With effective inventory management, e-commerce businesses can maintain optimal stock levels, ensuring they have enough product to meet customer demand without tying up excessive capital in unsold goods. Furthermore, the right inventory management technique allows businesses to analyse historical sales data, identify trends, and make informed forecasts about future demand. This forward planning enables businesses to adjust their stock levels proactively, thereby reducing the risk of stockouts or overstocking. As a result, businesses can streamline their operations and increase efficiency, which can lead to improved profitability.
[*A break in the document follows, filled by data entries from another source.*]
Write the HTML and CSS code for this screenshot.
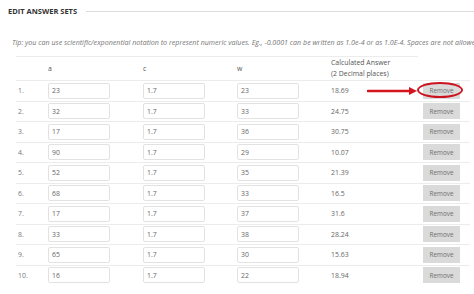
FILE: index.html
```html
<!DOCTYPE html>
<html>
<head>
<meta charset="utf-8">
<link rel="stylesheet" href="styles.css">
</head>
<body>
<div class="page">
  <div class="heading">
    <span class="heading-text">EDIT ANSWER SETS</span>
    <span class="heading-line"></span>
  </div>
  <p class="tip">Tip: you can use scientific/exponential notation to represent numeric values. Eg., -0.0001 can be written as 1.0e-4 or as 1.0E-4. Spaces are not allowed.</p>
  <div class="table">
    <div class="row head">
      <div class="cell num"></div>
      <div class="cell">a</div>
      <div class="cell">c</div>
      <div class="cell">w</div>
      <div class="cell answer-head">Calculated Answer<br>(2 Decimal places)</div>
      <div class="cell blank"></div>
    </div>
    <div class="row first">
      <div class="cell num">1.</div>
      <div class="cell"><span class="input">23</span></div>
      <div class="cell"><span class="input">1.7</span></div>
      <div class="cell"><span class="input">23</span></div>
      <div class="cell ans">18.69</div>
      <div class="cell rm">
        <span class="btn">Remove</span>
        <span class="ring"></span>
        <svg class="arrow" width="52" height="10" viewBox="0 0 52 10"><line x1="1" y1="5" x2="44" y2="5" stroke="#d4141f" stroke-width="2.6" stroke-linecap="round"/><polygon points="42,1 50,5 42,9" fill="#d4141f"/></svg>
      </div>
    </div>
    <div class="row"><div class="cell num">2.</div><div class="cell"><span class="input">32</span></div><div class="cell"><span class="input">1.7</span></div><div class="cell"><span class="input">33</span></div><div class="cell ans">24.75</div><div class="cell rm"><span class="btn">Remove</span></div></div>
    <div class="row"><div class="cell num">3.</div><div class="cell"><span class="input">17</span></div><div class="cell"><span class="input">1.7</span></div><div class="cell"><span class="input">36</span></div><div class="cell ans">30.75</div><div class="cell rm"><span class="btn">Remove</span></div></div>
    <div class="row"><div class="cell num">4.</div><div class="cell"><span class="input">90</span></div><div class="cell"><span class="input">1.7</span></div><div class="cell"><span class="input">29</span></div><div class="cell ans">10.07</div><div class="cell rm"><span class="btn">Remove</span></div></div>
    <div class="row"><div class="cell num">5.</div><div class="cell"><span class="input">52</span></div><div class="cell"><span class="input">1.7</span></div><div class="cell"><span class="input">35</span></div><div class="cell ans">21.39</div><div class="cell rm"><span class="btn">Remove</span></div></div>
    <div class="row"><div class="cell num">6.</div><div class="cell"><span class="input">68</span></div><div class="cell"><span class="input">1.7</span></div><div class="cell"><span class="input">33</span></div><div class="cell ans">16.5</div><div class="cell rm"><span class="btn">Remove</span></div></div>
    <div class="row"><div class="cell num">7.</div><div class="cell"><span class="input">17</span></div><div class="cell"><span class="input">1.7</span></div><div class="cell"><span class="input">37</span></div><div class="cell ans">31.6</div><div class="cell rm"><span class="btn">Remove</span></div></div>
    <div class="row"><div class="cell num">8.</div><div class="cell"><span class="input">33</span></div><div class="cell"><span class="input">1.7</span></div><div class="cell"><span class="input">38</span></div><div class="cell ans">28.24</div><div class="cell rm"><span class="btn">Remove</span></div></div>
    <div class="row"><div class="cell num">9.</div><div class="cell"><span class="input">65</span></div><div class="cell"><span class="input">1.7</span></div><div class="cell"><span class="input">30</span></div><div class="cell ans">15.63</div><div class="cell rm"><span class="btn">Remove</span></div></div>
    <div class="row last"><div class="cell num">10.</div><div class="cell"><span class="input">16</span></div><div class="cell"><span class="input">1.7</span></div><div class="cell"><span class="input">22</span></div><div class="cell ans">18.94</div><div class="cell rm"><span class="btn">Remove</span></div></div>
  </div>
</div>
</body>
</html>
```
FILE: styles.css
```css
html, body {
  margin: 0;
  padding: 0;
  background: #ffffff;
}
body {
  width: 474px;
  height: 294px;
  overflow: hidden;
  font-family: "Open Sans", "Liberation Sans", sans-serif;
  color: #666666;
}
.page {
  padding-top: 6px;
}
.heading {
  display: flex;
  align-items: center;
  gap: 9px;
  height: 10px;
  padding-left: 8px;
}
.heading-text {
  font-weight: 700;
  font-size: 7.5px;
  color: #333333;
  white-space: nowrap;
}
.heading-line {
  flex: 1;
  height: 1px;
  background: #dddddd;
}
.tip {
  margin: 21px 0 0 12px;
  font-style: italic;
  font-size: 7.12px;
  line-height: 10px;
  color: #777777;
  white-space: nowrap;
  overflow: hidden;
}
.table {
  margin-top: 9px;
  margin-left: 16px;
  width: 454px;
}
.row {
  display: grid;
  grid-template-columns: 32px 95px 94px 94px 87px 52px;
  height: 20.5px;
  border-top: 1px solid #ececec;
  box-sizing: border-box;
  font-size: 6.9px;
}
.row.head {
  height: 24px;
  border-top: none;
}
.row.head .cell {
  border-top: 1px solid #ececec;
  color: #555555;
}
.row.head .cell.blank {
  border-top: none;
}
.cell {
  display: flex;
  align-items: center;
}
.num {
  padding-left: 2px;
  color: #777777;
}
.answer-head {
  line-height: 10.5px;
}
.input {
  box-sizing: border-box;
  width: 62px;
  height: 16px;
  border: 1px solid #e2e2e2;
  border-radius: 2px;
  padding-left: 3px;
  display: flex;
  align-items: center;
  color: #666666;
  background: #ffffff;
}
.ans {
  color: #666666;
}
.rm {
  position: relative;
  padding-left: 5px;
}
.btn {
  width: 37px;
  height: 16px;
  background: #dadada;
  color: #6f6f6f;
  font-size: 6.4px;
  display: flex;
  align-items: center;
  justify-content: center;
}
.ring {
  position: absolute;
  left: -1px;
  top: 1px;
  width: 46px;
  height: 16px;
  border: 2px solid #cc1420;
  border-radius: 50%;
  box-sizing: border-box;
}
.arrow {
  position: absolute;
  left: -51px;
  top: 5px;
}
```
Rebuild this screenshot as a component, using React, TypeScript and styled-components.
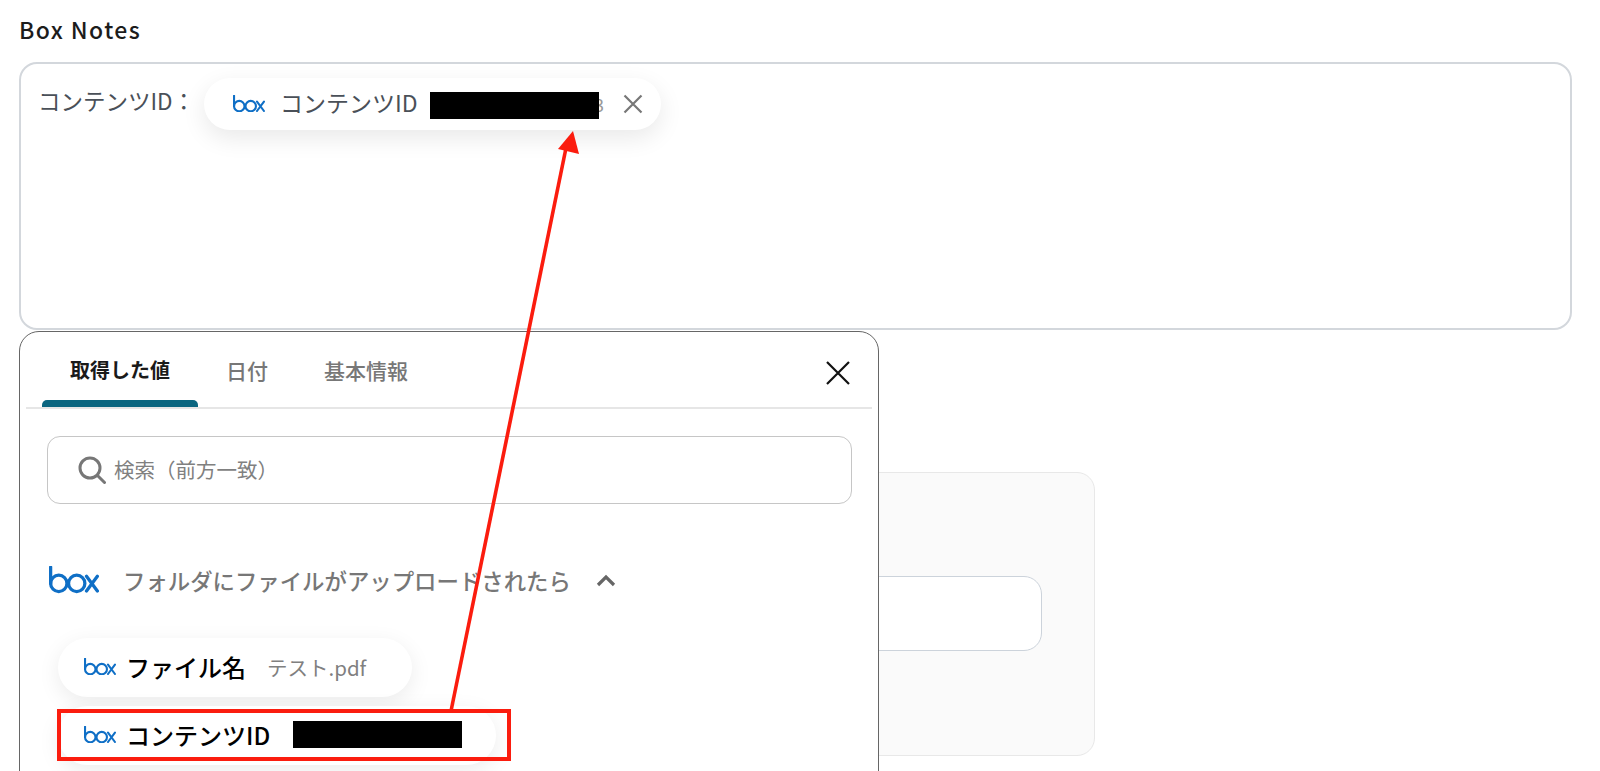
import React from 'react'
import styled, { createGlobalStyle } from 'styled-components'

const GlobalStyle = createGlobalStyle`
  html, body {
    margin: 0;
    padding: 0;
    background: #fff;
    overflow: hidden;
  }
  body {
    font-family: 'Noto Sans CJK JP', 'Noto Sans', sans-serif;
  }
`

const BoxLogo: React.FC<{ width: number }> = ({ width }) => (
  <svg width={width} viewBox="0 0 46 25" fill="none" stroke="#0f6fc6" strokeWidth="3" style={{ flexShrink: 0 }}>
    <path d="M1.5 1V16" strokeLinecap="round" />
    <circle cx="9" cy="16" r="7.5" />
    <circle cx="25.5" cy="16" r="7.5" />
    <path d="M34.5 9.5L44.5 23M44.5 9.5L34.5 23" strokeLinecap="round" />
  </svg>
)

const App: React.FC = () => (
  <Page>
    <GlobalStyle />
    <FieldLabel>Box Notes</FieldLabel>
    <TextArea>
      <Prefix>コンテンツID：</Prefix>
      <InsertedChip>
        <BoxLogo width={32} />
        <InsertedLabel>コンテンツID</InsertedLabel>
        <InsertedRedaction $width={169} $height={27} />
        <HiddenTail>3</HiddenTail>
        <svg width="20" height="20" viewBox="0 0 20 20" stroke="#777" strokeWidth="2.2" fill="none">
          <path d="M1.5 1.5L18.5 18.5M18.5 1.5L1.5 18.5" />
        </svg>
      </InsertedChip>
    </TextArea>

    <BackPanel>
      <BackInput />
    </BackPanel>

    <Popup>
      <TabBar>
        <Tab $active>取得した値</Tab>
        <Tab>日付</Tab>
        <Tab>基本情報</Tab>
        <CloseButton>
          <svg width="26" height="26" viewBox="0 0 26 26" stroke="#111" strokeWidth="2.2" fill="none">
            <path d="M2 2L24 24M24 2L2 24" />
          </svg>
        </CloseButton>
      </TabBar>

      <SearchBox>
        <svg width="28" height="28" viewBox="0 0 28 28" fill="none" stroke="#777" strokeWidth="3">
          <circle cx="12" cy="12" r="10" />
          <path d="M19.5 19.5L26.5 26.5" strokeLinecap="round" />
        </svg>
        <SearchText>検索（前方一致）</SearchText>
      </SearchBox>

      <SectionHeader>
        <BoxLogo width={50} />
        <SectionTitle>フォルダにファイルがアップロードされたら</SectionTitle>
        <svg width="20" height="13" viewBox="0 0 20 13" fill="none" stroke="#666" strokeWidth="3.2">
          <path d="M2 11L10 3L18 11" />
        </svg>
      </SectionHeader>

      <ValueList>
        <ValueChip $width={354}>
          <BoxLogo width={32} />
          <ValueName>ファイル名</ValueName>
          <ValueSample>テスト.pdf</ValueSample>
        </ValueChip>
        <ValueChip $width={438}>
          <BoxLogo width={32} />
          <ValueName>コンテンツID</ValueName>
          <SampleRedaction $width={169} $height={27} />
          <Highlight />
        </ValueChip>
      </ValueList>
    </Popup>

    <ArrowLayer viewBox="0 0 1600 771">
      <path d="M451 711L566 148" stroke="#fb1c0e" strokeWidth="3.6" fill="none" />
      <path d="M573 131L558 149L579 154Z" fill="#fb1c0e" />
    </ArrowLayer>
  </Page>
)

const Page = styled.div`
  position: relative;
  box-sizing: border-box;
  width: 1600px;
  height: 771px;
  padding: 15px 28px 0 19px;
  overflow: hidden;
`

const FieldLabel = styled.div`
  font-size: 23px;
  line-height: 28px;
  font-weight: 500;
  letter-spacing: 1.4px;
  color: #1c1c1c;
`

const TextArea = styled.div`
  box-sizing: border-box;
  display: flex;
  align-items: flex-start;
  height: 268px;
  margin-top: 19px;
  padding: 13.5px 17px;
  border: 2px solid #d3d7dc;
  border-radius: 18px;
  background: #fff;
`

const Prefix = styled.span`
  width: 166px;
  font-size: 22.5px;
  line-height: 48px;
  margin-top: -2px;
  color: #4a5058;
  white-space: nowrap;
`

const InsertedChip = styled.div`
  box-sizing: border-box;
  display: flex;
  align-items: center;
  width: 457px;
  height: 52px;
  padding-left: 29px;
  border-radius: 26px;
  background: #fff;
  box-shadow: 0 8px 24px rgba(0, 0, 0, 0.09);
`

const InsertedLabel = styled.span`
  width: 150px;
  margin-left: 15px;
  padding-bottom: 3px;
  font-size: 23px;
  color: #4a5058;
  white-space: nowrap;
`

const Redaction = styled.div<{ $width: number; $height: number }>`
  position: relative;
  z-index: 1;
  flex-shrink: 0;
  width: ${(p) => p.$width}px;
  height: ${(p) => p.$height}px;
  background: #000;
`

const InsertedRedaction = styled(Redaction)`
  margin-top: 3px;
`

const HiddenTail = styled.span`
  width: 29px;
  margin-left: -5px;
  font-size: 18px;
  color: #999;
`

const BackPanel = styled.div`
  box-sizing: border-box;
  height: 284px;
  width: 1076px;
  margin-top: 142px;
  padding: 103px 52px 0 0;
  border: 1.5px solid #e8e8e8;
  border-radius: 18px;
  background: #fafafa;
`

const BackInput = styled.div`
  box-sizing: border-box;
  height: 75px;
  margin-left: auto;
  width: 600px;
  border: 1.5px solid #ccd3db;
  border-radius: 18px;
  background: #fff;
`

const Popup = styled.div`
  position: absolute;
  left: 19px;
  top: 331px;
  box-sizing: border-box;
  width: 860px;
  height: 500px;
  padding: 0 6px;
  border: 1.5px solid #666;
  border-radius: 20px;
  background: #fff;
`

const TabBar = styled.div`
  display: flex;
  height: 75px;
  padding-left: 16px;
  border-bottom: 2px solid #e6e6e6;
`

const Tab = styled.div<{ $active?: boolean }>`
  position: relative;
  padding: 18px 28px 0;
  font-size: ${(p) => (p.$active ? 20 : 21)}px;
  line-height: 40px;
  font-weight: ${(p) => (p.$active ? 700 : 500)};
  color: ${(p) => (p.$active ? '#1a1a1a' : '#777')};
  white-space: nowrap;

  &::after {
    content: '';
    display: ${(p) => (p.$active ? 'block' : 'none')};
    position: absolute;
    left: 0;
    right: 0;
    bottom: 0;
    height: 7px;
    border-radius: 5px 5px 0 0;
    background: #0b6680;
  }
`

const CloseButton = styled.div`
  margin: 28px 21px 0 auto;
`

const SearchBox = styled.div`
  box-sizing: border-box;
  display: flex;
  align-items: center;
  width: 805px;
  height: 68px;
  margin: 27px 0 0 21px;
  padding-left: 30px;
  border: 1.5px solid #c6c6c6;
  border-radius: 13px;
`

const SearchText = styled.span`
  margin: -2px 0 0 8px;
  font-size: 20.5px;
  color: #808080;
`

const SectionHeader = styled.div`
  display: flex;
  align-items: center;
  height: 28px;
  margin: 62px 0 0 23px;

  svg:last-child {
    margin-left: 25px;
  }
`

const SectionTitle = styled.span`
  margin-left: 24px;
  font-size: 22.4px;
  font-weight: 500;
  color: #777;
  white-space: nowrap;
`

const ValueList = styled.div`
  display: flex;
  flex-direction: column;
  gap: 9px;
  margin: 44px 0 0 32px;
`

const ValueChip = styled.div<{ $width: number }>`
  position: relative;
  box-sizing: border-box;
  display: flex;
  align-items: center;
  width: ${(p) => p.$width}px;
  height: 59px;
  padding: 0 0 2px 26px;
  border-radius: 30px;
  background: #fff;
  box-shadow: 0 6px 22px rgba(0, 0, 0, 0.08);
`

const ValueName = styled.span`
  margin-left: 10px;
  font-size: 24px;
  font-weight: 500;
  color: #000;
  white-space: nowrap;
`

const ValueSample = styled.span`
  margin-left: 21px;
  font-size: 20.5px;
  color: #808080;
  white-space: nowrap;
`

const SampleRedaction = styled(Redaction)`
  margin-left: 23px;
`

const Highlight = styled.div`
  position: absolute;
  left: -1px;
  top: 3px;
  width: 454px;
  height: 52px;
  box-sizing: border-box;
  border: 4px solid #fb1c0e;
`

const ArrowLayer = styled.svg`
  position: absolute;
  left: 0;
  top: 0;
  width: 1600px;
  height: 771px;
  pointer-events: none;
`

export default App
Moreover, well-implemented inventory management techniques can significantly reduce storage and holding costs. By avoiding overstocking, businesses can minimise the expenses associated with storing and maintaining unsold goods. Inversely, by preventing stockouts, businesses can ensure continuous sales, maintain customer satisfaction, and uphold their market reputation. In the fast-paced world of e-commerce, where customers expect quick and reliable delivery, having an effective inventory management system is crucial. It helps businesses to manage their supply chain effectively, meet customer expectations, and ultimately succeed in the competitive e-commerce landscape.
Conclusion
Effective inventory management is a cornerstone of successful e-commerce operations. It requires a fine balance and strategic approach, as both overstocking and understocking can lead to lost sales and increased costs. Techniques such as ABC Analysis, JIT, Drop shipping, or Cross-Docking, and using advanced inventory management software, among others, are critical tools for maintaining this balance. By implementing these techniques, e-commerce businesses can better predict demand, reduce costs, improve order fulfilment, and ultimately enhance customer satisfaction. As the e-commerce landscape continues to evolve, so too will these techniques, necessitating ongoing learning and adaptation on the part of businesses. Mastering these practices can significantly contribute to the sustainability and profitability of an e-commerce venture.